Richard Foreman was the man behind Strong Medicine, a film that if it were better known would have gone down in history with some notoriety as one of the hardest to watch of all time. Not that it is chock-full of disturbing imagery, there is a degree of that but not enough to classify it as a horror movie, for instance, it was simply that it point blank refused to give away any of its secrets unless you were prepared to do a lot of research into the theatrical styles packed with alienation techniques this project owed so much to. It will come as little surprise to learn Foreman was part of an experimental theatre background which sought to find some truth within human interactions by presenting it as starkly and representationally as possible, you could tell that from this at least.
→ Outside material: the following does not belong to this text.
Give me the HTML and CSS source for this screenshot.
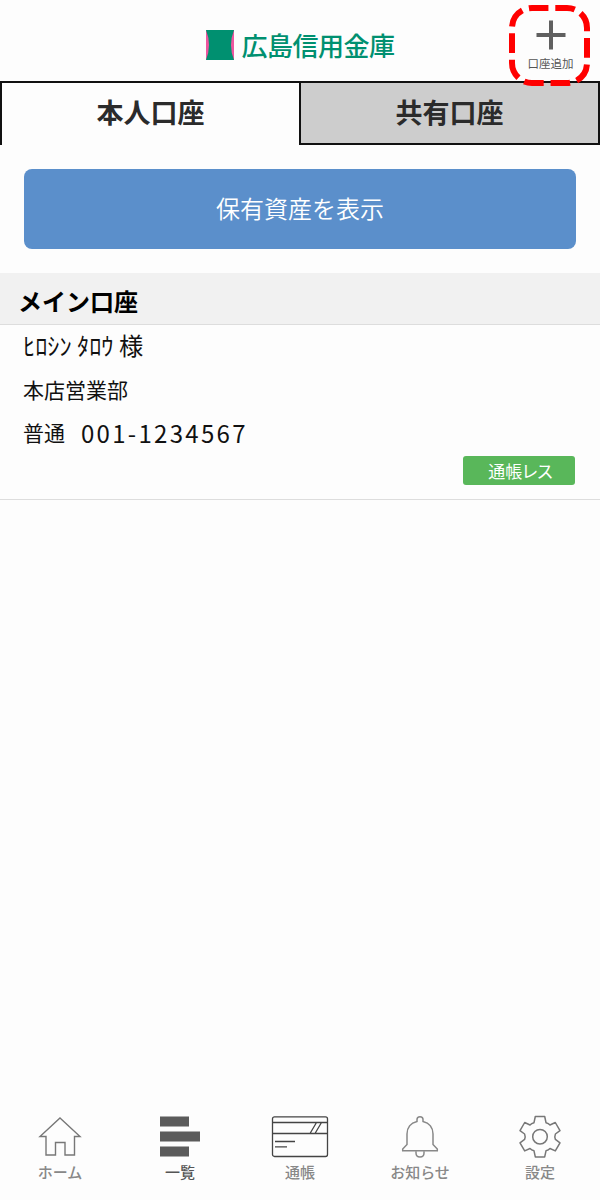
FILE: index.html
```
<!DOCTYPE html>
<html lang="ja">
<head>
    <meta charset="UTF-8">
    <meta name="viewport" content="width=device-width, initial-scale=1.0">
    <title>広島信用金庫</title>
    <link rel="stylesheet" href="styles.css">
</head>
<body>
    <header class="header">
        <div class="logo">
            <svg class="logo-mark" width="28" height="30" viewBox="0 0 28 30">
                <rect width="28" height="30" fill="#ee559f"/>
                <path d="M0 0H28Q22 15 28 30H0Q6 15 0 0Z" fill="#009070"/>
            </svg>
            <span class="logo-name">広島信用金庫</span>
        </div>
        <button class="add-account">
            <svg width="30" height="30" viewBox="0 0 30 30">
                <path d="M15 0.500V29.500M0.500 15H29.500" stroke="#606060" stroke-width="4"/>
            </svg>
            <span>口座追加</span>
        </button>
        <!-- Highlight around the add button -->
        <svg class="highlight" width="82" height="83" viewBox="0 0 82 83">
            <path pathLength="270" d="M46.300 4H58A20 20 0 0 1 78 24V59A20 20 0 0 1 58 79H23A20 20 0 0 1 3 59V24A20 20 0 0 1 23 4Z" fill="none" stroke="#f00" stroke-width="6" stroke-dasharray="20 7"/>
        </svg>
    </header>

    <nav class="tabs">
        <button class="tab active">本人口座</button>
        <button class="tab">共有口座</button>
    </nav>

    <main>
        <button class="assets-button">保有資産を表示</button>

        <section class="account">
            <h2>メイン口座</h2>
            <div class="account-body">
                <p class="holder">ﾋﾛｼﾝ ﾀﾛｳ 様</p>
                <p class="branch">本店営業部</p>
                <p class="number"><span>普通</span><span class="digits">001-1234567</span></p>
                <span class="badge">通帳レス</span>
            </div>
        </section>
    </main>

    <nav class="bottom-nav">
        <a class="nav-item">
            <svg width="44" height="44" viewBox="0 0 44 44" fill="none" stroke="#777" stroke-width="1.400">
                <path d="M22 3L42 21.500H36.500V40H27V27.500H17.500V40H8V21.500H2Z"/>
            </svg>
            <span>ホーム</span>
        </a>
        <a class="nav-item current">
            <svg width="44" height="44" viewBox="0 0 44 44" fill="#5b5b5b">
                <path d="M2 1.500H31V11.500H2ZM2 16.500H42V26.500H2ZM2 31.500H31V41.500H2Z"/>
            </svg>
            <span>一覧</span>
        </a>
        <a class="nav-item passbook">
            <svg width="58" height="44" viewBox="0 0 58 44" fill="none" stroke="#444" stroke-width="1.300">
                <rect x="1.500" y="1.800" width="55" height="39.700" rx="2"/>
                <path d="M1.500 7.500H56.500M1.500 18.500H56.500M39 18.500L45.500 7.500M44 18.500L50.500 7.500M4 26.500H24M4 31.800H16"/>
            </svg>
            <span>通帳</span>
        </a>
        <a class="nav-item">
            <svg width="44" height="44" viewBox="0 0 44 44" fill="none" stroke="#888" stroke-width="1.500">
                <path d="M19 6.500V4.500Q19 1.700 22 1.700T25 4.500V6.500C31.500 8 35 13 35 19V29.500L39.300 34V35.700H4.700V34L9 29.500V19C9 13 12.500 8 19 6.500Z"/>
                <path d="M18 36.200V38C18 43.300 26 43.300 26 38V36.200"/>
            </svg>
            <span>お知らせ</span>
        </a>
        <a class="nav-item">
            <svg width="44" height="44" viewBox="0 0 44 44" fill="none" stroke="#777" stroke-width="1.500" stroke-linejoin="round">
                <path d="M17.300 1.500H26.700L28 7.700Q30.500 8.300 32 10L37.300 7.500L42 15.700L37.400 19Q36.300 21.700 37.400 24.400L42 27.800L37.300 35.900L32 33.500Q30.500 35.200 28 35.800L26.700 41.900H17.300L16 35.800Q13.500 35.200 12 33.500L6.700 35.900L2 27.800L6.600 24.400Q7.700 21.700 6.600 19L2 15.700L6.700 7.500L12 10Q13.500 8.300 16 7.700Z"/>
                <circle cx="22" cy="21.700" r="7.300"/>
            </svg>
            <span>設定</span>
        </a>
    </nav>
</body>
</html>
```
FILE: styles.css
```
* {
    margin: 0;
    padding: 0;
    box-sizing: border-box;
}

body {
    display: flex;
    flex-direction: column;
    height: 1200px;
    background: #fdfdfd;
    color: #111;
    font-family: "Noto Sans CJK JP", "Noto Sans", sans-serif;
    overflow: hidden;
}

button {
    border: none;
    background: none;
    font-family: inherit;
    color: inherit;
}

svg {
    display: block;
}

.header {
    position: relative;
    display: grid;
    grid-template-columns: 1fr auto 1fr;
    height: 81px;
}

.logo {
    grid-column: 2;
    display: flex;
    align-items: center;
    gap: 7px;
    padding: 9px 0 0 1px;
}

.logo-name {
    color: #009070;
    font-size: 26px;
    font-weight: 500;
    line-height: 30px;
    letter-spacing: -0.500px;
}

.add-account {
    justify-self: end;
    display: flex;
    flex-direction: column;
    align-items: center;
    width: 99px;
    padding-top: 20px;
    color: #555;
    font-size: 11.500px;
    line-height: 16px;
}

.add-account span {
    margin-top: 5px;
}

/* Drawn over the header and the top edge of the tabs */
.highlight {
    position: absolute;
    top: 4px;
    right: 9px;
    z-index: 1;
}

.tabs {
    display: grid;
    grid-template-columns: 299px 301px;
    height: 64px;
    border-top: 2px solid #111;
}

.tab {
    padding-bottom: 2px;
    background: #cdcdcd;
    border: 2px solid #111;
    border-top: none;
    color: #2b2b2b;
    font-size: 27px;
    font-weight: 700;
    line-height: 56px;
}

.tab.active {
    padding-bottom: 5px;
    background: #fdfdfd;
    border-width: 0 0 0 2px;
}

main {
    flex: 1;
}

.assets-button {
    display: block;
    width: 552px;
    height: 80px;
    margin: 24px 24px;
    padding-bottom: 4px;
    border-radius: 8px;
    background: #5b8fcb;
    color: #fff;
    font-size: 24px;
    font-weight: 350;
}

.account {
    border-bottom: 1px solid #ddd;
}

.account h2 {
    height: 52px;
    padding-left: 18px;
    background: #f1f1f1;
    border-bottom: 1px solid #ddd;
    color: #000;
    font-size: 24px;
    font-weight: 700;
    line-height: 55px;
}

.account-body {
    display: flex;
    flex-direction: column;
    height: 174px;
    padding: 0 25px 0 23px;
}

.holder {
    height: 42px;
    font-size: 24.300px;
    line-height: 40px;
}

.branch {
    font-size: 21px;
    line-height: 44px;
}

.number {
    display: flex;
    gap: 16px;
    height: 45px;
    font-size: 21px;
    line-height: 43px;
}

.digits {
    font-size: 24px;
    letter-spacing: 2.300px;
}

.badge {
    align-self: flex-end;
    width: 112px;
    height: 29px;
    padding-left: 3px;
    border-radius: 3px;
    background: #59b75a;
    color: #fff;
    font-size: 17px;
    font-feature-settings: "palt";
    line-height: 30px;
    text-align: center;
}

.bottom-nav {
    display: grid;
    grid-template-columns: repeat(5, 1fr);
    height: 85px;
}

.nav-item {
    display: flex;
    flex-direction: column;
    align-items: center;
    color: #888;
    font-size: 15px;
    font-weight: 500;
    line-height: 20px;
}

.nav-item span {
    margin-top: 3px;
}

.nav-item.current {
    color: #555;
}
```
Foreman was the director of The Ontological-Hysteric Theater, which he also founded, an avant garde bunch who staged shows in the same vein as this film, which for many who were not prone to chin-stroking for entertainment, would have sounded like an evening's night out they could well do without. On the strength of this, their productions were more likely to satisfy the talents creating them onstage than they were the folks in the audience, though presumably even if you did not catch all the deeper meanings, you would have an anecdote to share with your friends about being confounded at the theatre one evening. Much the same went for the experience of sitting through Strong Medicine, it was hard work to put it mildly, and by the end, assuming you made it that far, you may well be all at sea.

There were recurring motifs, such as the group of older ladies who yell "Jesus Christ, our feet hurt!" at random moments, or Rhoda chanting "I can go fast, I can go slow!" along with visual elements in the same vein, like the doctor who has such a terrible manner that he is moved to grope our heroine in lieu of a proper examination - and what does she need to be examined for, anyway? The action moved from the hotel party to a train carriage that isn't moving, or a car that ends up in an offscreen accident, or a bedsitter where she literally climbs the walls at one point, everywhere unable to get any peace from the yammering masses who interrupt her at every turn. At one point she is on a stage, dressed as a chicken and doing the appropriate clucking, reminding nineties comedy fans of the Chicken Lady from TV sketch show The Kids in the Hall, but if anything was reminiscent of this it was Steven Soderbergh's Schizopolis, another deliberately obscure nonsense piece that may be a comedy, but may not. If you did manage to watch the whole thing, award yourself a medal, and if you understood it, you have our admiration. Music by Stanley Silverman.